▸ SHORT PROBLEM
Copy out each line that includes the word "index".

-------- DATASET EXCERPT

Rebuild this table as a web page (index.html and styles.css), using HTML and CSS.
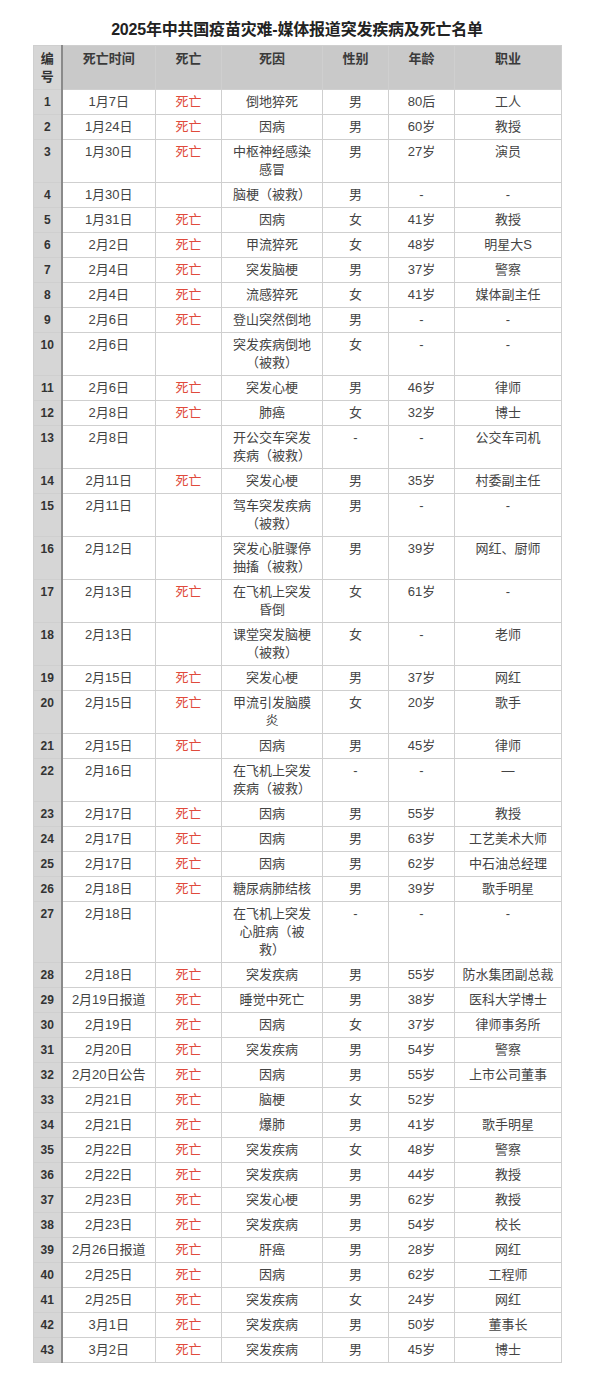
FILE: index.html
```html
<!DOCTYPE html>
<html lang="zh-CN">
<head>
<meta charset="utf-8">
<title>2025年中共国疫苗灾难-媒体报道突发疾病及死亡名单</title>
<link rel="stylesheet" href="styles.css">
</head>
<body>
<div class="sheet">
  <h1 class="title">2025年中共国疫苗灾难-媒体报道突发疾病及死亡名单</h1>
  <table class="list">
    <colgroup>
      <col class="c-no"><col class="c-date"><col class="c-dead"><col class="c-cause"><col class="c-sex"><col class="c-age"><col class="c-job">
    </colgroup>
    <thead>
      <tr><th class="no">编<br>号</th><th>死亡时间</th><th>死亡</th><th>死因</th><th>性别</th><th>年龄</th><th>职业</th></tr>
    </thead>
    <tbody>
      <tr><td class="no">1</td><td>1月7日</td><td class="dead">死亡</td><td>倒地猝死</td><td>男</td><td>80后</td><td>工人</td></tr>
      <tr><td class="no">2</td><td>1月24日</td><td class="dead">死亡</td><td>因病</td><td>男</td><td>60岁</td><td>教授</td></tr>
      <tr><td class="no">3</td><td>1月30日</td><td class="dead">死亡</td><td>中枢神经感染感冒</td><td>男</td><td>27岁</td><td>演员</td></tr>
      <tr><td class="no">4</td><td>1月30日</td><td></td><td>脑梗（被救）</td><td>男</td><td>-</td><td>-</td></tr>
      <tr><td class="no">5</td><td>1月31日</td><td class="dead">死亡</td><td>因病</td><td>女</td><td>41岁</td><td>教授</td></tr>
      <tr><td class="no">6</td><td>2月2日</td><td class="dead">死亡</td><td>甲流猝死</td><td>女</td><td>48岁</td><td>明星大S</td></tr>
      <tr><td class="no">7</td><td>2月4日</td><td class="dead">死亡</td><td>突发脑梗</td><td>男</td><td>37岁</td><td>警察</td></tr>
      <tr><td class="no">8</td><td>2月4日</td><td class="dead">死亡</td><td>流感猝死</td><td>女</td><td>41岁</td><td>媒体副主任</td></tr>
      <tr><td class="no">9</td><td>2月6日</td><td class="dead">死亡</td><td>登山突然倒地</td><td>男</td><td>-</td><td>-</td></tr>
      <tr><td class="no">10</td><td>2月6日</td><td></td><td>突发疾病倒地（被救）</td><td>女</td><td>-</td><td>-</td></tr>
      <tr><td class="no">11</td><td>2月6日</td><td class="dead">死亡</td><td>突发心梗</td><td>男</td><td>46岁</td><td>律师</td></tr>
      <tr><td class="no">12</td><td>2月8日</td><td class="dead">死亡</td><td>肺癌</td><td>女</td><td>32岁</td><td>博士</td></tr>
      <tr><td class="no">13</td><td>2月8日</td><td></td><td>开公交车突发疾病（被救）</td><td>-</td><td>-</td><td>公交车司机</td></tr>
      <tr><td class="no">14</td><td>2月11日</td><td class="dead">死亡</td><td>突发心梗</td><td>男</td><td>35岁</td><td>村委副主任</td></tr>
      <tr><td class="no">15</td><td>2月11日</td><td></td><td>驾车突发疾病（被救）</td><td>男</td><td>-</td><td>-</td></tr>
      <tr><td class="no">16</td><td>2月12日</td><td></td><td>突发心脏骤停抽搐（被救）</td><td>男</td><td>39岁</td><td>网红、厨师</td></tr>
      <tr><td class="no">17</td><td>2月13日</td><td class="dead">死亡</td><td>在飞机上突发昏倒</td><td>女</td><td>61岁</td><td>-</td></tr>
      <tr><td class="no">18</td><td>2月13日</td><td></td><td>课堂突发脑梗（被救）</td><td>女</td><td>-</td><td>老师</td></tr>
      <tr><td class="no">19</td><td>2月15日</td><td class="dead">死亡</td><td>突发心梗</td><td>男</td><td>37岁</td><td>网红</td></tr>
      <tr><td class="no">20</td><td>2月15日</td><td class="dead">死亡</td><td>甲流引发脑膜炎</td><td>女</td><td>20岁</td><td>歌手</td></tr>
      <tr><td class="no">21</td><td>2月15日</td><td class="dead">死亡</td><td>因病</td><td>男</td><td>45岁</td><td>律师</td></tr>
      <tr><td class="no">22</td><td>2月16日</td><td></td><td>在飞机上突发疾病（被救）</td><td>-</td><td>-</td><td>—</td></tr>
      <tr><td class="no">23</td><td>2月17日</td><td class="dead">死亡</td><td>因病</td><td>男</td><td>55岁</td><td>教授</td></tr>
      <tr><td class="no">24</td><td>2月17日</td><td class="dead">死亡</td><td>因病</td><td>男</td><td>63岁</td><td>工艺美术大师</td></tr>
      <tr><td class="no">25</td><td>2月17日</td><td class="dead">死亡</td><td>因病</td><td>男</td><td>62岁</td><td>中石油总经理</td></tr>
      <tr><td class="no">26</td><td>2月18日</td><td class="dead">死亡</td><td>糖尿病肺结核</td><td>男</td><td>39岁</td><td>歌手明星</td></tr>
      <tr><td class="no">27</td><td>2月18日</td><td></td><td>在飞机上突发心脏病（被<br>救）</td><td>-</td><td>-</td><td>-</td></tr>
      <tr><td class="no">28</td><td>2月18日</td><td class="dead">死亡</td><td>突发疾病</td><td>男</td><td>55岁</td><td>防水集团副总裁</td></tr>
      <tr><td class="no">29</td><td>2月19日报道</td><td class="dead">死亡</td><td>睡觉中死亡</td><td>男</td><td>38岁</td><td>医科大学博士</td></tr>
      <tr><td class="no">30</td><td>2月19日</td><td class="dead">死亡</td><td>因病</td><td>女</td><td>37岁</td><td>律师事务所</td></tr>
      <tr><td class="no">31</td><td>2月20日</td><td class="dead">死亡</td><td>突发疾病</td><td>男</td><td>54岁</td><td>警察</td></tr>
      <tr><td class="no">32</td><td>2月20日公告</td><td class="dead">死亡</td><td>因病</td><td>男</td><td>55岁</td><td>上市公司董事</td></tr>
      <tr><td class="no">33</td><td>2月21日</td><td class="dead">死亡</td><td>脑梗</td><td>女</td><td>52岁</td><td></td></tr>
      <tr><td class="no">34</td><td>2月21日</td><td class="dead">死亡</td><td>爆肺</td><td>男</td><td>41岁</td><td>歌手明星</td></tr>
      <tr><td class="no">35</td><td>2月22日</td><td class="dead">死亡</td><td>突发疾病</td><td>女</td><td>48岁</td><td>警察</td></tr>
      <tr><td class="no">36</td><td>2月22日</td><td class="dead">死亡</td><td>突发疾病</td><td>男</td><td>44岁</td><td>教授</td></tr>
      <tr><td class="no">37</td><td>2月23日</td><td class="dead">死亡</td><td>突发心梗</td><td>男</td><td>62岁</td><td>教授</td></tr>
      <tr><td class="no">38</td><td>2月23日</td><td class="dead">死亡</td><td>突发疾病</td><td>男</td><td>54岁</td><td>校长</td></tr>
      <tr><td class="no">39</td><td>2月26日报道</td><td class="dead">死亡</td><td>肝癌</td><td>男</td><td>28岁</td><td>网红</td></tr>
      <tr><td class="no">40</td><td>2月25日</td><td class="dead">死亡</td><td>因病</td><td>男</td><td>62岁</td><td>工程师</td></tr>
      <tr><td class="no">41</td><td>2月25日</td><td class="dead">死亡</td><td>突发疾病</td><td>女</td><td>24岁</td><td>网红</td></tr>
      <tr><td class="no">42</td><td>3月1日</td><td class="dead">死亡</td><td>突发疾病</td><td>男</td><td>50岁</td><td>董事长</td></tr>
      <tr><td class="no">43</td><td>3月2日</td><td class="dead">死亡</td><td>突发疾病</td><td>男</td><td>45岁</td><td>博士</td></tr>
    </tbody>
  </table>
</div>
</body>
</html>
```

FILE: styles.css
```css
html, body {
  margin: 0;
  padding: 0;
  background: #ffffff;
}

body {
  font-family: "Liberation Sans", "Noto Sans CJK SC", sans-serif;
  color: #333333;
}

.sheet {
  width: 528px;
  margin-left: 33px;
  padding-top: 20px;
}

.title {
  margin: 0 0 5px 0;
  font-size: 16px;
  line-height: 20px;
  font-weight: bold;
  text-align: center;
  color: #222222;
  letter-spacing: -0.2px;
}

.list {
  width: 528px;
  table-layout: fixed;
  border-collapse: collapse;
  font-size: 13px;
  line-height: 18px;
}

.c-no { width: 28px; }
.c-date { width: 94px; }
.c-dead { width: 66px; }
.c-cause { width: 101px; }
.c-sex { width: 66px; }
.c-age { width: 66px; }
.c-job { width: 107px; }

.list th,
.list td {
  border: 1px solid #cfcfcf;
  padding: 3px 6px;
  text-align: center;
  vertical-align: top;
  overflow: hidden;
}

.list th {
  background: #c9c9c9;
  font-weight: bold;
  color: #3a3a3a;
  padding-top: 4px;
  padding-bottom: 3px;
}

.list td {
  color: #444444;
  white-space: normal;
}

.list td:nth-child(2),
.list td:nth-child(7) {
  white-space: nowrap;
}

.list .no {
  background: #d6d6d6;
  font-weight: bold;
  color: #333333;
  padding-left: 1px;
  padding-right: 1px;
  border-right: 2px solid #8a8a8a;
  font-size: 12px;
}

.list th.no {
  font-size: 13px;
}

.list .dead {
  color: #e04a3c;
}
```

----------------

▸ EXERCISE OUTPUT
Rebuild this table as a web page (index.html and styles.css), using HTML and CSS.
FILE: index.html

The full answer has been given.